The program is funded by the U.S. Department of State’s Bureau of Educational and Cultural Affairs.


Congratulations to this year's fellows! Read about our fellows, their projects, and where they'll be traveling to below:

 


Benjamin Berman-Gladstone

PhD Candidate, Department of History and Hebrew & Judaic Studies, New York University


Enslavement and Dissent in 1930s and 1940s ‘Aden and Yemen


The history of enslavement during the British colonial period in ‘Aden and its protectorates is rarely discussed, and even more rarely studied. Buried among the colonial records are several testimonies by enslaved people and their free family members, particularly attached to applications for and documents certifying manumission. Such documents offer rare glimpses – albeit mediated and redacted by colonial officials – into the biographies and experiences of people enslaved in southern Arabia. My dissertation, which examines the British protectorate system in ‘Aden, includes a section on this phenomenon. The material that I have found in the colonial archives allows for a substantive history of southern Arabian slavery during this period, including the vast network of Wāḥidī slavers, the dependence of the British Eastern ‘Aden Protectorate upon the labor of people enslaved by the Qu‘aiṭī and Kathīrī sultans, and work by both enslaved people and abolitionist bureaucrats and militiamen inside the Qu‘aiṭī and Kathīrī civil administrations toward emancipation. Almost all of these stories have gone entirely untold. With this fellowship, I will return to the archives in London to expand upon that work and to learn more about the history of enslavement in not only ‘Aden and its protectorates, but also Yemen, the Red Sea islands, and beyond.

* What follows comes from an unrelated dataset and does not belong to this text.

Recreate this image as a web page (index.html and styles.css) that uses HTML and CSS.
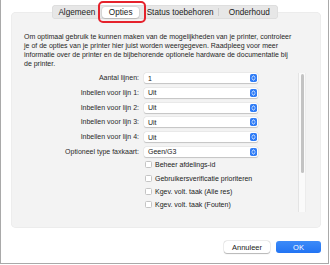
FILE: index.html
```html
<!DOCTYPE html>
<html>
<head>
<meta charset="utf-8">
<link rel="stylesheet" href="styles.css">
</head>
<body>
<div class="window">
  <div class="tabs-wrap">
    <div class="tabs">
      <div class="seg seg-1">Algemeen</div>
      <div class="seg seg-2"><span class="seg-sel">Opties</span></div>
      <div class="seg seg-3">Status toebehoren</div>
      <div class="sep"></div>
      <div class="seg seg-4">Onderhoud</div>
    </div>
    <div class="highlight"></div>
  </div>
  <div class="panel">
    <p class="intro">Om optimaal gebruik te kunnen maken van de mogelijkheden van je printer, controleer<br>je of de opties van je printer hier juist worden weergegeven. Raadpleeg voor meer<br>informatie over de printer en de bijbehorende optionele hardware de documentatie bij<br>de printer.</p>
    <div class="scroll">
      <div class="content">
        <div class="form">
          <label class="lbl">Aantal lijnen:</label>
          <div class="popup"><span>1</span><svg class="pi" viewBox="0 0 7 8"><rect width="7" height="8" rx="1.8"/><path d="M2 3.3L3.5 1.9L5 3.3M2 4.7L3.5 6.1L5 4.7"/></svg></div>
          <label class="lbl">Inbellen voor lijn 1:</label>
          <div class="popup"><span>Uit</span><svg class="pi" viewBox="0 0 7 8"><rect width="7" height="8" rx="1.8"/><path d="M2 3.3L3.5 1.9L5 3.3M2 4.7L3.5 6.1L5 4.7"/></svg></div>
          <label class="lbl">Inbellen voor lijn 2:</label>
          <div class="popup"><span>Uit</span><svg class="pi" viewBox="0 0 7 8"><rect width="7" height="8" rx="1.8"/><path d="M2 3.3L3.5 1.9L5 3.3M2 4.7L3.5 6.1L5 4.7"/></svg></div>
          <label class="lbl">Inbellen voor lijn 3:</label>
          <div class="popup"><span>Uit</span><svg class="pi" viewBox="0 0 7 8"><rect width="7" height="8" rx="1.8"/><path d="M2 3.3L3.5 1.9L5 3.3M2 4.7L3.5 6.1L5 4.7"/></svg></div>
          <label class="lbl">Inbellen voor lijn 4:</label>
          <div class="popup"><span>Uit</span><svg class="pi" viewBox="0 0 7 8"><rect width="7" height="8" rx="1.8"/><path d="M2 3.3L3.5 1.9L5 3.3M2 4.7L3.5 6.1L5 4.7"/></svg></div>
          <label class="lbl">Optioneel type faxkaart:</label>
          <div class="popup"><span>Geen/G3</span><svg class="pi" viewBox="0 0 7 8"><rect width="7" height="8" rx="1.8"/><path d="M2 3.3L3.5 1.9L5 3.3M2 4.7L3.5 6.1L5 4.7"/></svg></div>
        </div>
        <div class="checks">
          <div class="check"><span class="box"></span><span>Beheer afdelings-id</span></div>
          <div class="check"><span class="box"></span><span>Gebruikersverificatie prioriteren</span></div>
          <div class="check"><span class="box"></span><span>Kgev. volt. taak (Alle res)</span></div>
          <div class="check"><span class="box"></span><span>Kgev. volt. taak (Fouten)</span></div>
        </div>
      </div>
      <div class="scrollbar"><div class="thumb"></div></div>
    </div>
  </div>
  <div class="buttons">
    <div class="btn btn-cancel">Annuleer</div>
    <div class="btn btn-ok">OK</div>
  </div>
</div>
</body>
</html>
```
FILE: styles.css
```css
html, body {
  margin: 0;
  padding: 0;
  background: #ffffff;
}
body {
  font-family: "Liberation Sans", Arial, sans-serif;
  color: #262626;
}
.window {
  width: 327px;
  height: 263px;
  border: 1px solid #a9a9a9;
  border-top: none;
  background: #ffffff;
  display: flex;
  flex-direction: column;
}
.tabs-wrap {
  position: relative;
  z-index: 2;
  height: 14px;
  margin-top: 5px;
  display: flex;
  justify-content: flex-start;
  padding-left: 51px;
}
.tabs {
  display: flex;
  align-items: center;
  height: 14px;
  width: 226px;
  background: #e7e7e7;
  border-radius: 4px;
  box-shadow: inset 0 0 0 0.5px #d6d6d6;
  font-size: 8.2px;
  color: #222;
}
.seg {
  height: 14px;
  display: flex;
  align-items: center;
  justify-content: center;
  white-space: nowrap;
}
.seg-1 { width: 49px; padding-left: 1px; }
.seg-2 { width: 41px; }
.seg-3 { width: 77px; padding-left: 2px; }
.seg-4 { width: 59px; padding-left: 2px; }
.sep {
  width: 1px;
  height: 8px;
  background: #cfcfcf;
}
.seg-sel {
  display: flex;
  align-items: center;
  justify-content: center;
  width: 37px;
  height: 11px;
  background: #ffffff;
  border-radius: 3px;
  box-shadow: 0 0.5px 1.5px rgba(0,0,0,0.25), 0 0 0 0.5px rgba(0,0,0,0.06);
}
.highlight {
  position: absolute;
  left: 97px;
  top: -4px;
  width: 44px;
  height: 18px;
  border: 2px solid #e5222c;
  border-radius: 5px;
}
.panel {
  margin: -7px 7px 0 10px;
  height: 216px;
  box-sizing: border-box;
  background: #f3f3f3;
  border-radius: 5px;
  box-shadow: inset 0 0 0 0.5px #e6e6e6;
  padding: 20px 0 0 13px;
  display: flex;
  flex-direction: column;
}
.intro {
  margin: 0;
  font-size: 7px;
  line-height: 9px;
  white-space: nowrap;
  color: #262626;
}
.scroll {
  margin-top: 3px;
  margin-right: 15px;
  height: 141px;
  display: flex;
  overflow: hidden;
}
.content {
  flex: 1;
  overflow: hidden;
}
.form {
  display: grid;
  grid-template-columns: 115px 114px;
  column-gap: 5px;
  row-gap: 4.8px;
  margin-top: 2px;
  font-size: 7px;
}
.lbl {
  text-align: right;
  height: 10px;
  line-height: 10px;
  white-space: nowrap;
  color: #2a2a2a;
}
.popup {
  height: 10px;
  background: #ffffff;
  border-radius: 2px;
  box-shadow: 0 0.5px 1px rgba(0,0,0,0.18), 0 0 0 0.5px rgba(0,0,0,0.05);
  display: flex;
  align-items: center;
  justify-content: space-between;
  padding: 0 1px 0 4px;
  color: #222;
}
.pi {
  width: 7px;
  height: 8px;
  display: block;
}
.pi rect { fill: #2f7cf6; }
.pi path {
  fill: none;
  stroke: #ffffff;
  stroke-width: 0.9;
  stroke-linecap: round;
  stroke-linejoin: round;
}
.checks {
  margin-top: 1.3px;
  padding-left: 121px;
  font-size: 7px;
}
.check {
  height: 13.3px;
  display: flex;
  align-items: center;
  gap: 3px;
  white-space: nowrap;
  color: #222;
}
.box {
  width: 7px;
  height: 7px;
  box-sizing: border-box;
  background: #ffffff;
  border: 0.5px solid #c4c4c4;
  border-radius: 1.5px;
  flex: none;
}
.scrollbar {
  width: 8px;
  height: 139px;
  margin-top: 2px;
  box-sizing: border-box;
  background: #fafafa;
  border-left: 0.5px solid #e4e4e4;
  border-right: 0.5px solid #ececec;
  padding: 1px 1.5px;
}
.thumb {
  height: 99px;
  background: #c3c3c3;
  border-radius: 3px;
}
.buttons {
  display: flex;
  justify-content: flex-end;
  gap: 6px;
  margin: 13px 7px 0 0;
}
.btn {
  height: 12px;
  display: flex;
  align-items: center;
  justify-content: center;
  font-size: 7.5px;
  border-radius: 3px;
}
.btn-cancel {
  width: 46px;
  background: #ffffff;
  color: #222;
  box-shadow: 0 0.5px 1px rgba(0,0,0,0.25), 0 0 0 0.5px rgba(0,0,0,0.1);
}
.btn-ok {
  width: 45px;
  background: linear-gradient(#3d8bf8, #2274f3);
  color: #ffffff;
}
```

Traveling To: London, United Kingdom





Elizabeth Bishop

Associate Professor, Department of History, Texas State University


"Archive" and "Library" in the Idrisi Imamate


In Shari'a Scripts: A Historical Anthropology (2018), Brinkley Messick introduced an epistemological distinction between "the archive" which consists of court documents, and "the library" which includes legal commentaries. Beshara Doumani used a similar bifurcation between "archive" and "library" in Family Life in the Ottoman Mediterranean (2017, p. 87), as did Nandini Chatterjee in Land and Law in Mughal India (2020); in other words, the significance of Messick's project to the study of Yemen is evident beyond the study of Yemen.  AIYS support under the U.S. Scholars Fellowship program permits me to revise and update a published article "Ameen al Rihani on Statecraft in Imamic Yemen" (2010).

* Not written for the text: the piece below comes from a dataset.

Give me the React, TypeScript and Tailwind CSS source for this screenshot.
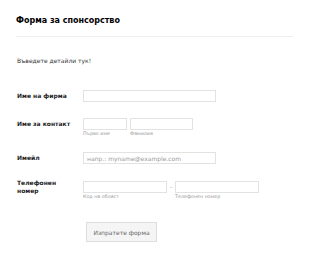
export default function App() {
  const font = { fontFamily: '"DejaVu Sans", Verdana, sans-serif' };
  return (
    <div className="w-[310px] h-[255px] bg-white px-[16px] text-[#222]" style={font}>
      <div className="pt-[16px] pb-[10px] border-b border-[#eeeeee] mr-[1px]">
        <h1 className="text-[8px] leading-[10px] font-bold text-black">Форма за спонсорство</h1>
      </div>

      <p className="mt-[20px] pl-[1px] text-[6px] leading-[8px] text-[#333]">Въведете детайли тук!</p>

      {/* Company */}
      <div className="mt-[25px] flex">
        <label className="w-[67px] pl-[1px] text-[6px] leading-[12px] font-bold">Име на фирма</label>
        <div className="w-[133px] h-[12px] border border-[#e2e2e2] bg-white" />
      </div>

      {/* Contact */}
      <div className="mt-[16px] flex">
        <label className="w-[67px] pl-[1px] text-[6px] leading-[12px] font-bold">Име за контакт</label>
        <div className="flex gap-[3px]">
          <div className="flex flex-col">
            <div className="w-[44px] h-[12px] border border-[#e2e2e2]" />
            <span className="mt-[1px] text-[4.8px] leading-[6px] text-[#999]">Първо име</span>
          </div>
          <div className="flex flex-col">
            <div className="w-[63px] h-[12px] border border-[#e2e2e2]" />
            <span className="mt-[1px] text-[4.8px] leading-[6px] text-[#999]">Фамилия</span>
          </div>
        </div>
      </div>

      {/* Email */}
      <div className="mt-[15px] flex">
        <label className="w-[67px] pl-[1px] text-[6px] leading-[12px] font-bold">Имейл</label>
        <div className="w-[133px] h-[12px] border border-[#e2e2e2] flex items-center pl-[3px] text-[6px] text-[#999]">
          напр.: myname@example.com
        </div>
      </div>

      {/* Phone */}
      <div className="mt-[15px] flex">
        <label className="w-[67px] pl-[1px] text-[6px] leading-[8px] font-bold">
          Телефонен
          <br />
          номер
        </label>
        <div className="mt-[2px] flex">
          <div className="flex flex-col">
            <div className="w-[84px] h-[12px] border border-[#e2e2e2]" />
            <span className="mt-[1px] text-[4.8px] leading-[6px] text-[#999]">Код на област</span>
          </div>
          <span className="w-[8px] text-center text-[6px] leading-[12px] text-[#999]">-</span>
          <div className="flex flex-col">
            <div className="w-[84px] h-[12px] border border-[#e2e2e2]" />
            <span className="mt-[1px] text-[4.8px] leading-[6px] text-[#999]">Телефонен номер</span>
          </div>
        </div>
      </div>

      <button
        type="button"
        className="mt-[22px] ml-[70px] w-[71px] h-[20px] border border-[#dddddd] bg-[#f5f5f5] text-[6px] text-[#666]"
      >
        Изпратете форма
      </button>
    </div>
  );
}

While Nada Moumtaz underscored Messick's distinction between the "archive" and the "library" as separate yet interdependent textual realms (2021, p. 21; also Taylor 2023, p. 151; Chatterjee 2020, p. 235; Yahaya 2020; and Li 2019), I note the British Library Asian and African Studies collection includes monographs on relations with the Idrisi imam, to which the BL adds files of India Office Records. Also, the UK National Archives holds Colonial Office records including India Office Records of the British Administration (CO 725), as well as Treasury Supply Department files (T 161) regarding the Zaydi Imamate.  I propose to read these against a documentary record from the region produced by the revolutionary authorities of the Soviet state.


Traveling To: London, United Kingdom




Iman Nagy

PhD Candidate, Cotsen Institute of Archaeology, University of California, Los Angeles


Rethinking the function of Rock Inscriptions in Northeast Africa and South Arabia


In the landscapes of Northeast Africa and South Arabia (Southern Saudi Arabia and Yemen), interaction with rock faces has been utilized as a medium of cultural expression in various ways from as early as 15,000 years BP in the form of etchings and engravings depicting animals, daily life scenes, hunting scenes, (among many other motifs), from the late Pleistocene through the Islamic period and into the modern day. Many of these sites indicate continued traditions of cultural interaction and an intimacy with land use, as rock drawing motifs are shared between ancient communities from Northeast Africa and South Arabia. Known in rock art studies as Afro-Arabian rock art traditions, comparative research between these regions has been extremely limited despite a rich comparative corpus. What is the relationship between interacting with landscapes and rock drawing in these regions, and how did these relationships influence religious practice? An inclusive approach that bridges cultural worldviews and geologic contexts allows for a holistic analysis that sheds light on relationships between motifs, landscapes and religious ideology through time.


Traveling To: Cairo, Egypt and Djanet, Algeria




The next call for the U.S. Scholars Fellowship for Yemeni Studies will be announced in October 2024.